Find the lines that contain the word "components" and copy each one.

Front-end source files
====================

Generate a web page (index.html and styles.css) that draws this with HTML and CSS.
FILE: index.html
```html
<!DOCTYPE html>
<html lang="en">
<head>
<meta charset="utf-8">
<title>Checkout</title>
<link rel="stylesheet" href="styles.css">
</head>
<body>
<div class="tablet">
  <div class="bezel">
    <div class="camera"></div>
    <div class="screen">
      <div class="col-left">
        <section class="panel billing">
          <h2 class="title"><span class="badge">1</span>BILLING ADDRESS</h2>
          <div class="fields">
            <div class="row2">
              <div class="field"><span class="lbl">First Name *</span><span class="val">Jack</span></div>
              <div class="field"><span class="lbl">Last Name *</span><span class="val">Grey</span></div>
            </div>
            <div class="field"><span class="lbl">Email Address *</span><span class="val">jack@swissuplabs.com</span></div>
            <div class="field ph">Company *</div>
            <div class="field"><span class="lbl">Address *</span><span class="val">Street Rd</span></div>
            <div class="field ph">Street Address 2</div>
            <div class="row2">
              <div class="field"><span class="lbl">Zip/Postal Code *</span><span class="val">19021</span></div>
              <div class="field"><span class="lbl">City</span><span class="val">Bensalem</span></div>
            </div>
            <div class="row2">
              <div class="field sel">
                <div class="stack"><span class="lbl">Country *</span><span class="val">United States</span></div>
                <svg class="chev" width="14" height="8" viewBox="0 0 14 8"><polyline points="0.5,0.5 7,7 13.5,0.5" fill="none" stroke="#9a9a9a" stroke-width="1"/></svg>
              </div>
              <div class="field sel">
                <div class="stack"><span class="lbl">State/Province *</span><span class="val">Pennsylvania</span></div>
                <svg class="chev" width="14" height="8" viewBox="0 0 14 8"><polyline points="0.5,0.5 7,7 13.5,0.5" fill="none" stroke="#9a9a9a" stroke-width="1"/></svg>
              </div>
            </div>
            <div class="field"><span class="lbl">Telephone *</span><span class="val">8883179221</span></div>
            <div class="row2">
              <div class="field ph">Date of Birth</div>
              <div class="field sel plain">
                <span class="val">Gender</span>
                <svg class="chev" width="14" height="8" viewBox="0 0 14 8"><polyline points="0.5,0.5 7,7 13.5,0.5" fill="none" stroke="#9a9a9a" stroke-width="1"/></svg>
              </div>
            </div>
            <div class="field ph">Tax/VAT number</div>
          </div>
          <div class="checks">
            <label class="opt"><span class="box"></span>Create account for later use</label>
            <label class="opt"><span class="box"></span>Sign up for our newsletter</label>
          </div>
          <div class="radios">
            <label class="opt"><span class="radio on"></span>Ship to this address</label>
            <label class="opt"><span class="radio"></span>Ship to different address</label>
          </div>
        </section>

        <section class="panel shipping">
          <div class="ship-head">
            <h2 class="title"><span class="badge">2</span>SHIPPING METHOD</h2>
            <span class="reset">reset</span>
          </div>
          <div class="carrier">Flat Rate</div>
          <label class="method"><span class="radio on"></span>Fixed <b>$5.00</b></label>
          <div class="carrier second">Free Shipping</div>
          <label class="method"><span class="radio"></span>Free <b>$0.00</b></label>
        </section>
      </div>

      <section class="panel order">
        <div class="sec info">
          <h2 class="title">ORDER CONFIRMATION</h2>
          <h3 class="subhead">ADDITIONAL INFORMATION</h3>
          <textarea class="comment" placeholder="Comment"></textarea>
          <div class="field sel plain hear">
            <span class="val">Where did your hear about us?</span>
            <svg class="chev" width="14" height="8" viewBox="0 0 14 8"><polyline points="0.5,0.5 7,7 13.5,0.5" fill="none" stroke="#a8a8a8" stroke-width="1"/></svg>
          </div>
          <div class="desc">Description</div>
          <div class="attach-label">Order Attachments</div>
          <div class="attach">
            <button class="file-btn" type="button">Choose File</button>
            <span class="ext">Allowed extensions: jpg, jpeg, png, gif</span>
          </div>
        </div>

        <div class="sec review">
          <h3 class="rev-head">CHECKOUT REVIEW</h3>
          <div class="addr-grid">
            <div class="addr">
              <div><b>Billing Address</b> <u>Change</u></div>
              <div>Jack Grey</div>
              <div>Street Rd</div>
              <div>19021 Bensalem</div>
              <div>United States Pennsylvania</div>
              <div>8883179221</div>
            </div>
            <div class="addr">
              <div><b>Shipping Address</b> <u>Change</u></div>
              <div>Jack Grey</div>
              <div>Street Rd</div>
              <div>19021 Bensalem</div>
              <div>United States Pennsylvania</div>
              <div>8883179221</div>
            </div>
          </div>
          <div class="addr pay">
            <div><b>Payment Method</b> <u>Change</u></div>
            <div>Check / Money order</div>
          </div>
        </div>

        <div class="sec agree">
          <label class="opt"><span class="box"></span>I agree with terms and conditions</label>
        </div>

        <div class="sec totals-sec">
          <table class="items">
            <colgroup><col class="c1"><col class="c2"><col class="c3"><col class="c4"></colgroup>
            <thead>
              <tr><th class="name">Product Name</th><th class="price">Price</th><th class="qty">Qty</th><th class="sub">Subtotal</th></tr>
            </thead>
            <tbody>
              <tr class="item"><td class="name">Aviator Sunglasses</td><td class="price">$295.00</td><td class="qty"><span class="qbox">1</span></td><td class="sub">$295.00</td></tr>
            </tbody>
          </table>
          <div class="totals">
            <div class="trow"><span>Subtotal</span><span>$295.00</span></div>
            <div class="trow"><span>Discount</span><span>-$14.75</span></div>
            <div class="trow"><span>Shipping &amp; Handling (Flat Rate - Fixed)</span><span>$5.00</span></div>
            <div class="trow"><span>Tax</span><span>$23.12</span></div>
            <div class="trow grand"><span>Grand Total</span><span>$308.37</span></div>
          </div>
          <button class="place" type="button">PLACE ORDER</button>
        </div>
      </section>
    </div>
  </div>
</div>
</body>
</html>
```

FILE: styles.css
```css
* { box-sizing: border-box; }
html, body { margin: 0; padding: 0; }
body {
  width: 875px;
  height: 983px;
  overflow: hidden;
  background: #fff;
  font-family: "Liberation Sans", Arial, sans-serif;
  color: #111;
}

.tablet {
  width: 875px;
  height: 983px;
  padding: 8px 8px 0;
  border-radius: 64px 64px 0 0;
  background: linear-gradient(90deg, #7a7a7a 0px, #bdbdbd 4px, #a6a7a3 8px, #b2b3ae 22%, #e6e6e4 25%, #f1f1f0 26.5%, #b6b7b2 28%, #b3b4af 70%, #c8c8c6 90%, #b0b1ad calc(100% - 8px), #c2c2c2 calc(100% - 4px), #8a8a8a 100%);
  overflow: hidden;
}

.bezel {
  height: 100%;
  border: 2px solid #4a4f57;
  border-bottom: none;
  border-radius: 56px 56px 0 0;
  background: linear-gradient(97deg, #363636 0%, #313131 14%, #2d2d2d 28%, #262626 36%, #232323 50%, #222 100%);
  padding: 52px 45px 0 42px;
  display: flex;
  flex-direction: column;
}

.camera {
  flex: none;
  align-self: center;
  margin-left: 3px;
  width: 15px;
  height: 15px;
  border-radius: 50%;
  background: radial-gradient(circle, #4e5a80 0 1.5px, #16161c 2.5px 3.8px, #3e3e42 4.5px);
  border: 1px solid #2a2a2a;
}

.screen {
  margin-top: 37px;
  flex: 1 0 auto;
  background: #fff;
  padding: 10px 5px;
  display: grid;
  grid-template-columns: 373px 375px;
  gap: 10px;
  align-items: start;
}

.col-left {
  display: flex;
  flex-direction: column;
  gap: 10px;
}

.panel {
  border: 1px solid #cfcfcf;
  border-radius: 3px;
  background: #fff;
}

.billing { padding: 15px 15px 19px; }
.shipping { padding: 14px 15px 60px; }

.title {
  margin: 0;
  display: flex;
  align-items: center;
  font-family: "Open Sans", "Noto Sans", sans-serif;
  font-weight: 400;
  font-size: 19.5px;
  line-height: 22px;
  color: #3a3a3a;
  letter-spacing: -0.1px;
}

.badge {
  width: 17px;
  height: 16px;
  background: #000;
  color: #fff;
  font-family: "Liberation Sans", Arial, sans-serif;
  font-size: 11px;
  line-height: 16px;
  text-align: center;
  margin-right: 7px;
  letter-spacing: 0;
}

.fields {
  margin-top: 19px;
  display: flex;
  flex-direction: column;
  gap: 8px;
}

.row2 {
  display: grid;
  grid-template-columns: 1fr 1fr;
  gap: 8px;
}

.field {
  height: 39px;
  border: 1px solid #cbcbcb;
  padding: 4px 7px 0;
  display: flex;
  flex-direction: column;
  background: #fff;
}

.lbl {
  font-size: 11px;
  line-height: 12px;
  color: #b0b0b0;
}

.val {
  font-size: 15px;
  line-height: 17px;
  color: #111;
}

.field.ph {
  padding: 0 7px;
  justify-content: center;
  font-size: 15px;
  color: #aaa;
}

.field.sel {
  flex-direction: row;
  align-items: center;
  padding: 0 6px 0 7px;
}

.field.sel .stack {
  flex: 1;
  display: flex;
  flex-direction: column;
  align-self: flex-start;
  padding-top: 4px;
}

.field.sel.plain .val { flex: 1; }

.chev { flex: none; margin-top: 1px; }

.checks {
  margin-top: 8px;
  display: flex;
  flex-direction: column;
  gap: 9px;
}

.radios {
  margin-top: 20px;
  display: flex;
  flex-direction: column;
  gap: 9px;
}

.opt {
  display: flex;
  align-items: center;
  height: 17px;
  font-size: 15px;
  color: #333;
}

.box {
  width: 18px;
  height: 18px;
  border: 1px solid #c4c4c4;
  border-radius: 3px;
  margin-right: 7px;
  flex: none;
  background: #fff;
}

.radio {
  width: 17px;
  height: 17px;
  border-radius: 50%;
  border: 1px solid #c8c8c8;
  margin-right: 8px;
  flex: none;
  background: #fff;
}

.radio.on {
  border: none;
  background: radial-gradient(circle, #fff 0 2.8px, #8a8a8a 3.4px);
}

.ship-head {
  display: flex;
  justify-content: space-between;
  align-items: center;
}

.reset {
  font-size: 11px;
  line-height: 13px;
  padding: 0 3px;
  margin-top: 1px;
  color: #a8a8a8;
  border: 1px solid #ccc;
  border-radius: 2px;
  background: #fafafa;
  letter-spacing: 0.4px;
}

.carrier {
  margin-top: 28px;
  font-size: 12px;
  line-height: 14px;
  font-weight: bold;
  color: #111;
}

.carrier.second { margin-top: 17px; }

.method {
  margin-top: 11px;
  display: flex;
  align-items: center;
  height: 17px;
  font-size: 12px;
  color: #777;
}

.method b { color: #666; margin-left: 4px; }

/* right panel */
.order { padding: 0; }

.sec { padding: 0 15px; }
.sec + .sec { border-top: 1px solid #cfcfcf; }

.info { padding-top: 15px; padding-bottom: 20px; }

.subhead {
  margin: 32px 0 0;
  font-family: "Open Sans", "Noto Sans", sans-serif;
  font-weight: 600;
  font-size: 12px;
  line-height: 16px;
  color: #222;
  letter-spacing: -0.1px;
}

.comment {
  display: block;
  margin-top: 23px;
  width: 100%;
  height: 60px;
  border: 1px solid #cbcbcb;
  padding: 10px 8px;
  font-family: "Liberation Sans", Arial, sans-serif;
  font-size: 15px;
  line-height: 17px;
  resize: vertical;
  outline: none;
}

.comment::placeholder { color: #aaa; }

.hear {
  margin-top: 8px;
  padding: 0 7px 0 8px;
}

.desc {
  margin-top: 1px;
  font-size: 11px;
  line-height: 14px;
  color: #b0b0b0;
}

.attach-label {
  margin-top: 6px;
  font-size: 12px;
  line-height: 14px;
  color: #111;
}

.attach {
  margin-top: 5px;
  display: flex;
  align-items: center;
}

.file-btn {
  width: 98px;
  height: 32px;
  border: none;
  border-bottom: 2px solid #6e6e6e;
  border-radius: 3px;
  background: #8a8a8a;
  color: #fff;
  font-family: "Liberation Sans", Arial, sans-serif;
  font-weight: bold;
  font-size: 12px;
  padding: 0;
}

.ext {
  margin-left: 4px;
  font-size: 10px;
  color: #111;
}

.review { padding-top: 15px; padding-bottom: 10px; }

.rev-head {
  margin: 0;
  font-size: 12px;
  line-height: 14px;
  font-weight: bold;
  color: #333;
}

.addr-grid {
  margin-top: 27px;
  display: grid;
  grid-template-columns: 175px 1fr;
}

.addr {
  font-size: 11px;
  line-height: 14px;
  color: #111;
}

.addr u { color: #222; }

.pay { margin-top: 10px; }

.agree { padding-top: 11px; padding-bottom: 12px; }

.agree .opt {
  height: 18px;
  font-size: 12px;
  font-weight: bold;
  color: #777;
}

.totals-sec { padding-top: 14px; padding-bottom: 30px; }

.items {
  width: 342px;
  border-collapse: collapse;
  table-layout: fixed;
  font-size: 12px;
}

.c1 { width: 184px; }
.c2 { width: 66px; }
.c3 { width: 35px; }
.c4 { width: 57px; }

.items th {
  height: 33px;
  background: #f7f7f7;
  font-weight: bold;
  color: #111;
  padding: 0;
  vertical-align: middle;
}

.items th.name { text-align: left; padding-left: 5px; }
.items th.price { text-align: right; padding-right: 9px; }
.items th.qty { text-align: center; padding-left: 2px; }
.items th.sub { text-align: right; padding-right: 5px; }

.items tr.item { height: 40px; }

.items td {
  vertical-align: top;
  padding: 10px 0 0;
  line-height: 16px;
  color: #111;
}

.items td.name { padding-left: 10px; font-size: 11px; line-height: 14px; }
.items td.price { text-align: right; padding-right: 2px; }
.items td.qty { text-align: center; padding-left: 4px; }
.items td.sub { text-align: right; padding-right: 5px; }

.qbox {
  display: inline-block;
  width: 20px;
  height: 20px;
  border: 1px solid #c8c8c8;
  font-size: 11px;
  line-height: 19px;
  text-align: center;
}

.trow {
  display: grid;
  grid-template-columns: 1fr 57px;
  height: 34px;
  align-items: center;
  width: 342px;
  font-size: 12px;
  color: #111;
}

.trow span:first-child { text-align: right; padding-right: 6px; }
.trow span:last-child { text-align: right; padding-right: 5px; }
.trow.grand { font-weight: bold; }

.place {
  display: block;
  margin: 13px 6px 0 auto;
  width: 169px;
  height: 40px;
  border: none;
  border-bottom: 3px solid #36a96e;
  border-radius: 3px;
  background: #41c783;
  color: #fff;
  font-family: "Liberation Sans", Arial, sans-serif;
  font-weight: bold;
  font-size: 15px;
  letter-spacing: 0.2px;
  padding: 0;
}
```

====================

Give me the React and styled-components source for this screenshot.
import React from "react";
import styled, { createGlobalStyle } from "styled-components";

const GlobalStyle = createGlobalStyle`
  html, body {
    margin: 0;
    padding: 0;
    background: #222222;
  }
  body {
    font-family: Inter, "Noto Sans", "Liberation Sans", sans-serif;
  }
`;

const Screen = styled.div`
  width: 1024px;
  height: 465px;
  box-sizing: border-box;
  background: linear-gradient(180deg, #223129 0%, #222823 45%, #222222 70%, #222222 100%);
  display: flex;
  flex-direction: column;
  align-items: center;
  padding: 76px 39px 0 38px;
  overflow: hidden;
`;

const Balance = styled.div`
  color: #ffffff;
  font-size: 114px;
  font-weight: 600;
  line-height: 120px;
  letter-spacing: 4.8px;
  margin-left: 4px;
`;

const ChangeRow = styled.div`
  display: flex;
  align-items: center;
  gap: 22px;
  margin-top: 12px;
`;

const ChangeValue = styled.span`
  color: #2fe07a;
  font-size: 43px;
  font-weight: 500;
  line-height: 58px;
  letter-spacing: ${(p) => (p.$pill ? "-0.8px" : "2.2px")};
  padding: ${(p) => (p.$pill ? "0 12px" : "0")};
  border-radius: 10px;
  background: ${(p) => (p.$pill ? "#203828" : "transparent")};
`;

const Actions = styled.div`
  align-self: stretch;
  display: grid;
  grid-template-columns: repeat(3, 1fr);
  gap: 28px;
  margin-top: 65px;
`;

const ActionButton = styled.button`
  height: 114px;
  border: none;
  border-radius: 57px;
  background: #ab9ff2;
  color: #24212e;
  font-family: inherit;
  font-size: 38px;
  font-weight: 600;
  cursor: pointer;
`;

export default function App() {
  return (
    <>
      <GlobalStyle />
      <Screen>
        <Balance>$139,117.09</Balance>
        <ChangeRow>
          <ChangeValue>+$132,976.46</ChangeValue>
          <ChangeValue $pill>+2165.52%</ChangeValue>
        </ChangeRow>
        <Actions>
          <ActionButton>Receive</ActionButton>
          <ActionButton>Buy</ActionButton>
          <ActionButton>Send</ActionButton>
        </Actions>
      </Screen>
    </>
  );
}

====================

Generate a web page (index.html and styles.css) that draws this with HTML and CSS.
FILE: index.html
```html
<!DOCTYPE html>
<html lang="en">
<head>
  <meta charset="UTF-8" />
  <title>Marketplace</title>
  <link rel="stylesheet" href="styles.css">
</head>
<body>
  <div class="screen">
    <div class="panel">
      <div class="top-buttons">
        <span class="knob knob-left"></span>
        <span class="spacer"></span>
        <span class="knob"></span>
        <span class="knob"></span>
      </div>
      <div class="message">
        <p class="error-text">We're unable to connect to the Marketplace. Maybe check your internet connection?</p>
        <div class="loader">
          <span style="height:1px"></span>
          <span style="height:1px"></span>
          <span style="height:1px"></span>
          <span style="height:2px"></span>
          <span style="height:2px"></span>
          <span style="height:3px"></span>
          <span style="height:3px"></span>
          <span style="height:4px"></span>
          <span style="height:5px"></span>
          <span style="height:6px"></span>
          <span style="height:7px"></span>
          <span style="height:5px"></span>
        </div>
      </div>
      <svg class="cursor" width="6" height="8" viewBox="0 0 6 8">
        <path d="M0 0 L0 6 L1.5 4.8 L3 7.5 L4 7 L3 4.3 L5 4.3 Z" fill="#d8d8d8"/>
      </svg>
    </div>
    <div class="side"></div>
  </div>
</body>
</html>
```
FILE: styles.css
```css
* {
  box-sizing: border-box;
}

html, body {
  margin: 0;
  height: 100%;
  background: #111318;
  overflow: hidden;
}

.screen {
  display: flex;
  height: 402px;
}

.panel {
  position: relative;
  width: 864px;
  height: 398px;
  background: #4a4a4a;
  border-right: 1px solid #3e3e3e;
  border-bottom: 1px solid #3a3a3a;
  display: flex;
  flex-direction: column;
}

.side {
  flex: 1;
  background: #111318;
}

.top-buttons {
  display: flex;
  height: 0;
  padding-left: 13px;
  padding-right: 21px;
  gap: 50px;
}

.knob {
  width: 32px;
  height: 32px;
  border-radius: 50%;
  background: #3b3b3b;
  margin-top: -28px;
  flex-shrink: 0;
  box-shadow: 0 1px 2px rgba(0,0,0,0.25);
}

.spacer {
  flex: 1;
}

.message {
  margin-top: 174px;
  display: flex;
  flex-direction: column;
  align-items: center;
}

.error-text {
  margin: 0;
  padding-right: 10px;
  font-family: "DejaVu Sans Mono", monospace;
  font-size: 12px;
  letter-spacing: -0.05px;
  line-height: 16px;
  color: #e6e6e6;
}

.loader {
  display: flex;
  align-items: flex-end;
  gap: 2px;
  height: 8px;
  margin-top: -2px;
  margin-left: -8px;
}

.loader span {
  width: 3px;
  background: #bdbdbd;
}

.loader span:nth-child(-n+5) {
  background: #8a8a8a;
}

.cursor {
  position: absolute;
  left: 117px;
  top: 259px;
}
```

====================

**Response to the exercise:**
Give me the React and styled-components source for this screenshot.
import styled, { createGlobalStyle } from "styled-components";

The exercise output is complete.